Ele diz acreditar que a contratação de profissionais da área —como especialistas em direito tributário e profissionais de contabilidade— pode até aumentar em um primeiro momento, até que as novas regras sejam compreendidas, e cair mais tarde, em alguns anos, após a transição.
“Já o contencioso só deve ser reduzido quando a gente tiver feito a implementação plena dos novos tributos. Durante o tempo de transição, até 2033, não sou muito otimista em relação às disputas.”

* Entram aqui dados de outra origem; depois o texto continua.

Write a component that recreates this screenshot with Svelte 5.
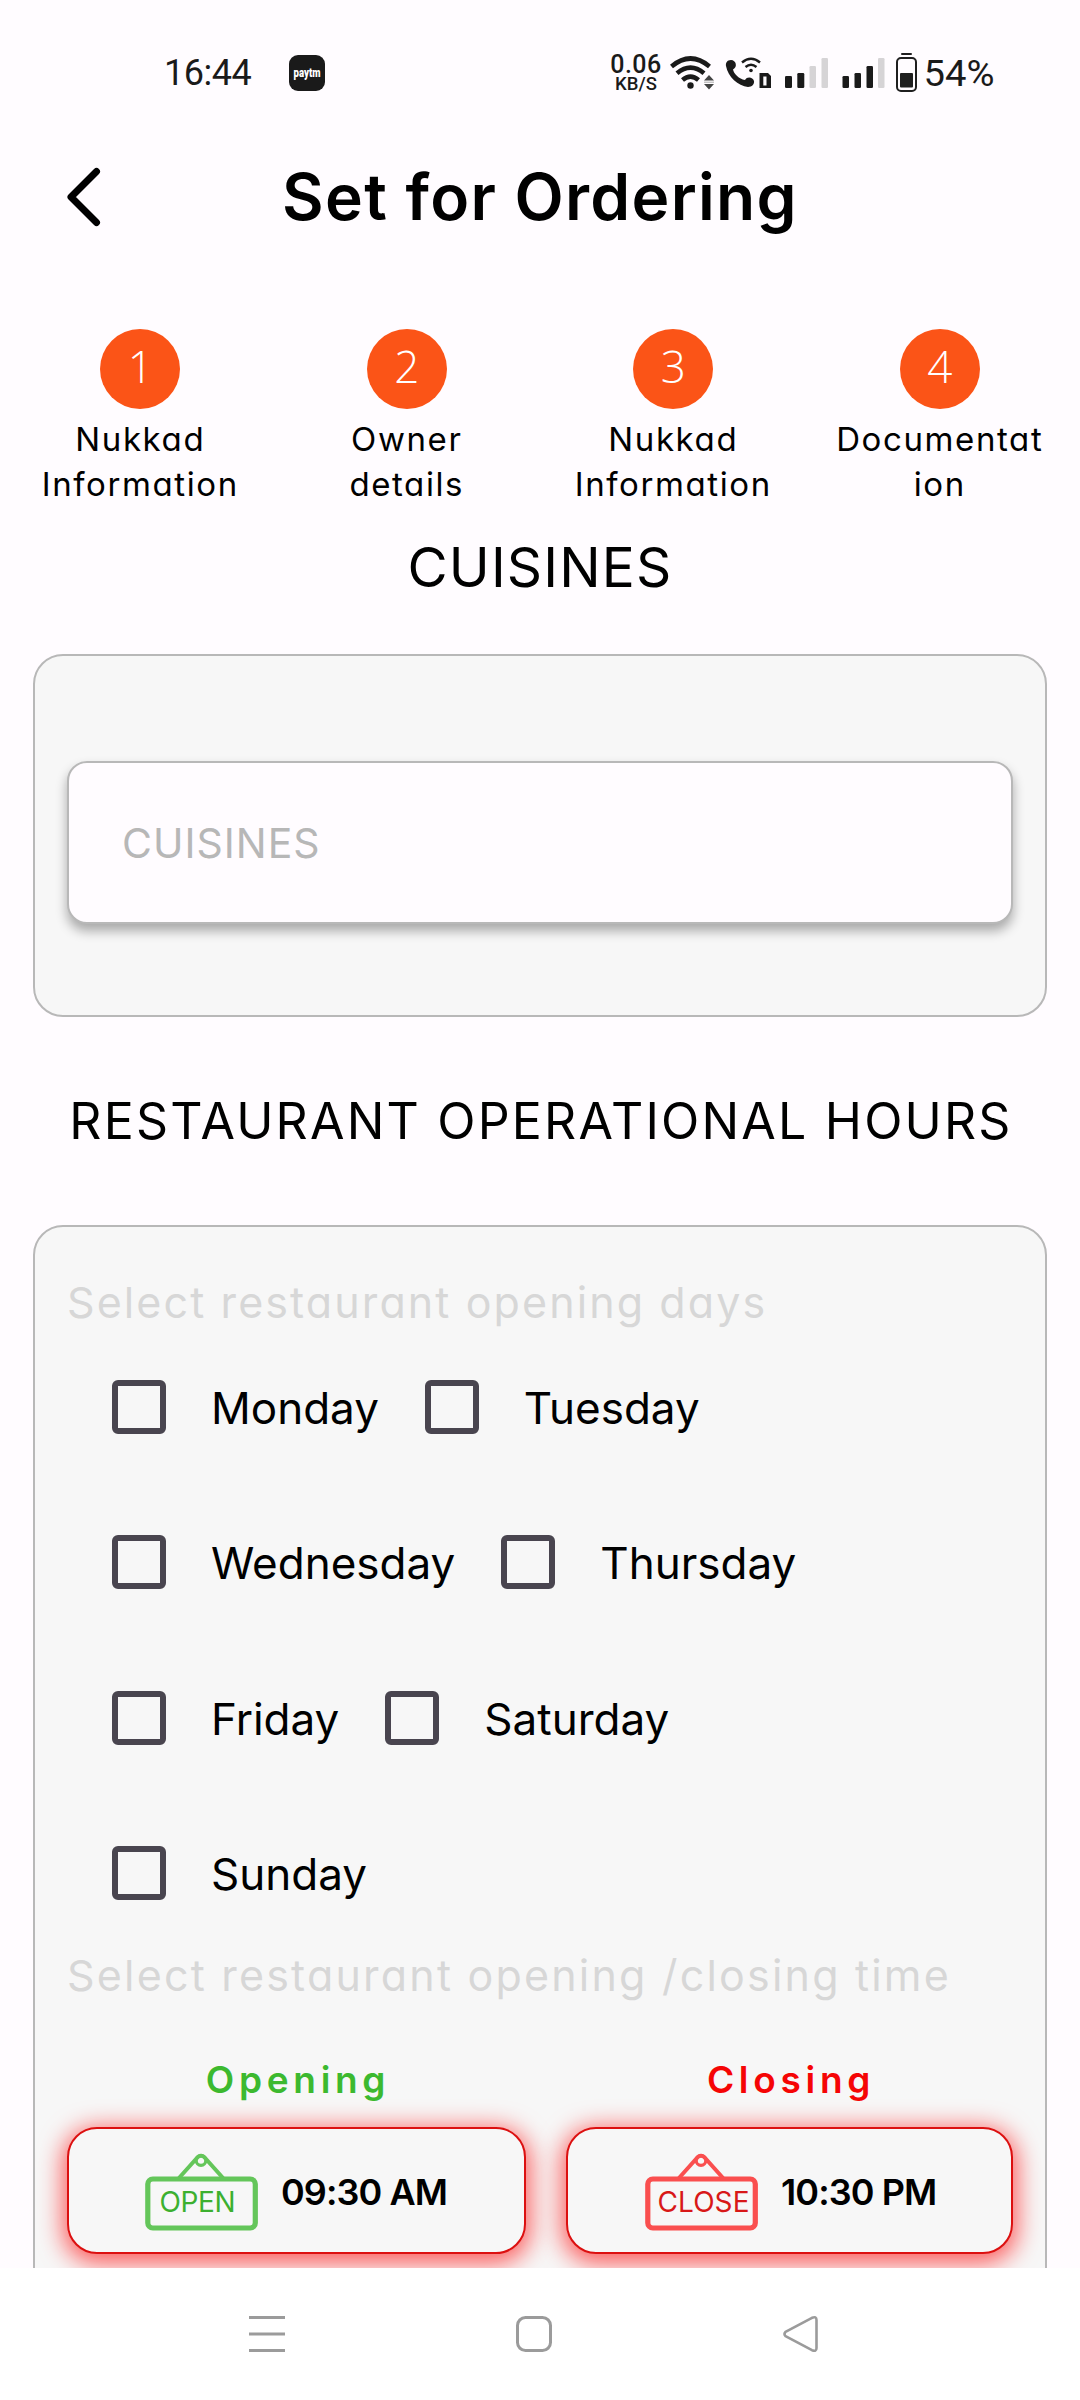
<script>
  const steps = [
    { n: 1, lines: ['Nukkad', 'Information'] },
    { n: 2, lines: ['Owner', 'details'] },
    { n: 3, lines: ['Nukkad', 'Information'] },
    { n: 4, lines: ['Documentat', 'ion'] }
  ];
  const dayRows = [['Monday', 'Tuesday'], ['Wednesday', 'Thursday'], ['Friday', 'Saturday'], ['Sunday']];
  const slots = [
    { kind: 'open', title: 'Opening', sign: 'OPEN', x: 14.5, len: 76, time: '09:30 AM' },
    { kind: 'close', title: 'Closing', sign: 'CLOSE', x: 12.5, len: 92, time: '10:30 PM' }
  ];
</script>

<div class="screen">
  <div class="status">
    <span class="clock">16:44</span>
    <span class="paytm"><svg width="36" height="36"><text x="4.5" y="22" textLength="27" lengthAdjust="spacingAndGlyphs">paytm</text></svg></span>
    <div class="speed"><span class="rate">0.06</span><span class="unit">KB/S</span></div>
    <svg class="icons" width="310" height="48" viewBox="668 48 310 48">
      <g fill="none" stroke="#1a1a1a">
        <path d="M671.5 65.5Q690.5 49.5 709.5 65.5" stroke-width="4.6" />
        <path d="M677 72.3Q690.5 61 704 72.3" stroke-width="4.6" />
        <path d="M682.5 79Q690.5 72.3 698.5 79" stroke-width="4.6" />
      </g>
      <circle cx="690.5" cy="84.5" r="3.2" fill="#1a1a1a" />
      <path d="M704 79.5L709 74L714 79.5ZM704 83L709 88.5L714 83Z" fill="#444" />
      <path d="M704 81.2H714" stroke="#aaa" stroke-width="1" />
      <path d="M731 59C727 59 725.5 62 726 65C728 76 738 85 748 86C752 86 754.5 83 754 80C753 76 747 75 745 79C739 78 734 73 733 68.500C738 66 736 59 731 59Z" fill="#1a1a1a" />
      <g fill="none" stroke="#1a1a1a" stroke-width="2.4">
        <path d="M742 61.500Q751 54 760 61.500" />
        <path d="M745.500 66Q751 61.500 756.500 66" />
      </g>
      <circle cx="751" cy="69.500" r="1.8" fill="#1a1a1a" />
      <path fill-rule="evenodd" d="M759.500 72H768L771 75V87H759.500ZM763.300 75.500V84.500H766.500V75.500Z" fill="#1a1a1a" />
      <g fill="#1a1a1a">
        <rect x="785" y="75" width="7" height="12" rx="1.300" /><rect x="797.300" y="72" width="7" height="15" rx="1.300" />
        <rect x="842.500" y="75" width="6.500" height="12" rx="1.300" /><rect x="854.500" y="72" width="6.500" height="15" rx="1.300" /><rect x="866.500" y="65" width="6.500" height="22" rx="1.300" />
      </g>
      <g fill="#d6d4d6">
        <rect x="809.500" y="65" width="6.500" height="22" rx="1.300" /><rect x="821.500" y="57" width="6.500" height="30" rx="1.300" /><rect x="878" y="57" width="6.500" height="30" rx="1.300" />
      </g>
      <rect x="897" y="57" width="19" height="33" rx="4" fill="none" stroke="#1f1f1f" stroke-width="2" />
      <rect x="901" y="52" width="11" height="2" rx="1" fill="#1f1f1f" />
      <rect x="900" y="72" width="13" height="14.500" rx="1" fill="#1f1f1f" />
      <text class="pct" x="923.500" y="85" textLength="71" lengthAdjust="spacingAndGlyphs">54%</text>
    </svg>
  </div>

  <header>
    <svg class="back" width="40" height="64" viewBox="0 0 40 64" fill="none" stroke="#000" stroke-width="7" stroke-linecap="round" stroke-linejoin="round"><path d="M32.500 6.500L7 32L32.500 57.500" /></svg>
    <h1>Set for Ordering</h1>
  </header>

  <ol class="steps">
    {#each steps as s}
      <li>
        <span class="dot">{s.n}</span>
        {#each s.lines as line}<span class="step-label geo">{line}</span>{/each}
      </li>
    {/each}
  </ol>

  <h2 class="cuisines">CUISINES</h2>
  <section class="card cuisine-card">
    <div class="field geo">CUISINES</div>
  </section>

  <h2 class="hours">RESTAURANT OPERATIONAL HOURS</h2>
  <section class="card hours-card">
    <p class="hint geo first">Select restaurant opening days</p>
    {#each dayRows as row}
      <div class="days">
        {#each row as day}
          <label class="day"><span class="box"></span><span>{day}</span></label>
        {/each}
      </div>
    {/each}
    <p class="hint geo">Select restaurant opening /closing time</p>
    <div class="slots">
      {#each slots as s}
        <div class="slot {s.kind}">
          <div class="slot-title geo">{s.title}</div>
          <div class="time-button">
            <svg class="sign" width="113" height="80" viewBox="0 0 113 80">
              <g class="frame" fill="none" stroke-width="5.200">
                <rect x="2.800" y="28" width="107.500" height="49" rx="5" />
                <path d="M34 27L51 8Q56 1.500 61 8L78 27" stroke-width="4" />
                <circle cx="56" cy="9.500" r="4.800" stroke-width="3.200" />
              </g>
              <text x={s.x} y="61" textLength={s.len}>{s.sign}</text>
            </svg>
            <span class="time">{s.time}</span>
          </div>
        </div>
      {/each}
    </div>
  </section>

  <nav>
    <svg width="36" height="38" viewBox="0 0 36 38" stroke="#9b9b9b" stroke-width="3"><path d="M0 2.500H36M0 19H36M0 35.500H36" /></svg>
    <svg width="36" height="38" viewBox="0 0 36 38" fill="none" stroke="#9b9b9b" stroke-width="3"><rect x="1.500" y="2.500" width="33" height="33" rx="8" /></svg>
    <svg width="36" height="38" viewBox="0 0 36 38" fill="none" stroke="#9b9b9b" stroke-width="2.600" stroke-linejoin="round"><path d="M2.500 16.800L29 2.800Q33.500 1 33.500 5V33Q33.500 37 29 35.200L2.500 21.200Q0.500 19 2.500 16.800Z" /></svg>
  </nav>
</div>

<style>
  :global(body) { margin: 0; background: #fffcff; }
  .screen {
    width: 1080px; height: 2400px; overflow: hidden;
    display: flex; flex-direction: column;
    background: #fffcff; color: #000;
    font-family: Inter, 'Liberation Sans', sans-serif;
    white-space: nowrap;
  }
  .geo, h1 { font-feature-settings: 'cv11'; }
  h1, h2, p, ol { margin: 0; padding: 0; font-weight: 400; }

  .status { height: 145px; flex: none; display: flex; align-items: center; color: #1a1a1a; font-family: Roboto, sans-serif; }
  .clock { width: 125px; margin-left: 164px; font-size: 36px; letter-spacing: -0.500px; }
  .paytm { width: 36px; height: 36px; border-radius: 9px; background: #1a1a1a; }
  .paytm svg { display: block; overflow: visible; }
  .paytm text { font: 900 12px Roboto, sans-serif; fill: #fff; }
  .speed { width: 60px; margin: 4px 0 0 281px; display: flex; flex-direction: column; align-items: center; }
  .rate { font-size: 25px; line-height: 20px; font-weight: 500; letter-spacing: 0.500px; }
  .unit { font-size: 18.500px; line-height: 19px; font-weight: 500; }
  .icons { margin-left: 2px; overflow: visible; }
  .pct { font: 400 36.500px Roboto, sans-serif; fill: #1a1a1a; }

  header { height: 104px; flex: none; display: grid; grid-template-columns: 104px 872px 104px; align-items: center; }
  .back { margin-left: 64px; }
  h1 { padding-bottom: 2px; text-align: center; font-size: 64px; font-weight: 600; letter-spacing: 1.300px; }

  .steps { list-style: none; display: grid; grid-template-columns: repeat(4, 266.500px); margin: 80px 7px 0; flex: none; }
  li { display: flex; flex-direction: column; align-items: center; }
  .dot { width: 80px; height: 80px; border-radius: 50%; margin-bottom: 8px; background: #fb5417; color: #fff; font: 300 44px/75px 'Open Sans', sans-serif; text-align: center; }
  .step-label { height: 45px; line-height: 45px; font-size: 33px; letter-spacing: 1.600px; }

  h2 { text-align: center; flex: none; }
  .cuisines { height: 120px; line-height: 120px; font-size: 55px; letter-spacing: 1.150px; }
  .hours { height: 208px; line-height: 208px; padding-left: 2px; font-size: 50px; letter-spacing: 2.200px; }

  .card { box-sizing: border-box; margin: 0 33px; border: 2px solid #b8b8b8; border-radius: 30px; background: #f7f7f7; }
  .cuisine-card { height: 363px; flex: none; margin-top: 27px; padding: 105px 32px 0; }
  .field {
    box-sizing: border-box; height: 163px; padding-left: 53px;
    border: 2px solid #b8b8b8; border-radius: 20px; background: #fffcff;
    box-shadow: 0 7px 12px rgba(0, 0, 0, 0.32);
    color: #b7b7b7; font-size: 41px; line-height: 160px; letter-spacing: 1px;
  }
  .hours-card { height: 1120px; flex: none; padding: 50px 32px 0; }
  .hint { height: 50px; line-height: 48px; color: #d7d7d7; font-size: 43px; letter-spacing: 2.200px; }
  .hint.first { height: 52px; line-height: 51px; letter-spacing: 2.100px; }
  .days { height: 155.500px; padding-left: 45px; display: flex; align-items: center; gap: 46px; }
  .day { display: flex; align-items: center; gap: 45px; font-size: 44px; letter-spacing: 0; }
  .day span:last-child { padding-top: 2px; }
  .box { box-sizing: border-box; width: 54px; height: 54px; border: 6px solid #49454f; border-radius: 6px; }

  .slots { display: grid; grid-template-columns: 459px 447px; column-gap: 40px; padding-top: 55px; }
  .slot-title { height: 48px; line-height: 48px; margin-bottom: 23px; padding-left: 3px; text-align: center; font-size: 37px; font-weight: 600; letter-spacing: 4.700px; }
  .time-button {
    box-sizing: border-box; height: 127px; padding-left: 76px;
    display: flex; align-items: center; gap: 23px;
    border: 2px solid #dc1010; border-radius: 30px; background: #f7f7f7;
    box-shadow: 0 5px 25px 4px rgba(255, 0, 0, 0.64);
  }
  .close .time-button { padding-left: 77px; }
  .time { padding-top: 2px; font-size: 36px; font-weight: 600; letter-spacing: -0.900px; }
  .sign text { font: 400 28px Inter, sans-serif; }
  .frame { opacity: 0.78; }
  .open .slot-title { color: #3cb92f; }
  .open .frame { stroke: #3cb92f; }
  .open text { fill: #3cb02f; }
  .close .slot-title { color: #f50505; }
  .close .frame { stroke: #fb2020; }
  .close text { fill: #d81818; }

  nav { position: absolute; left: 0; top: 2268px; box-sizing: border-box; width: 1080px; height: 132px; padding: 0 261px 0 249px; display: flex; align-items: center; justify-content: space-between; background: #fff; }
</style>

As 20 maiores empresas do país, em faturamento, foram procuradas pela reportagem, mas elas afirmaram que ainda é cedo para dar uma dimensão mais concreta de como a reforma poderá modificar suas equipes de profissionais e recursos utilizados para questões tributárias.
Também consultadas, outras entidades que representam diferentes setores alegaram que é preciso aguardar a aprovação do texto pelo Senado, bem como as leis complementares seguintes.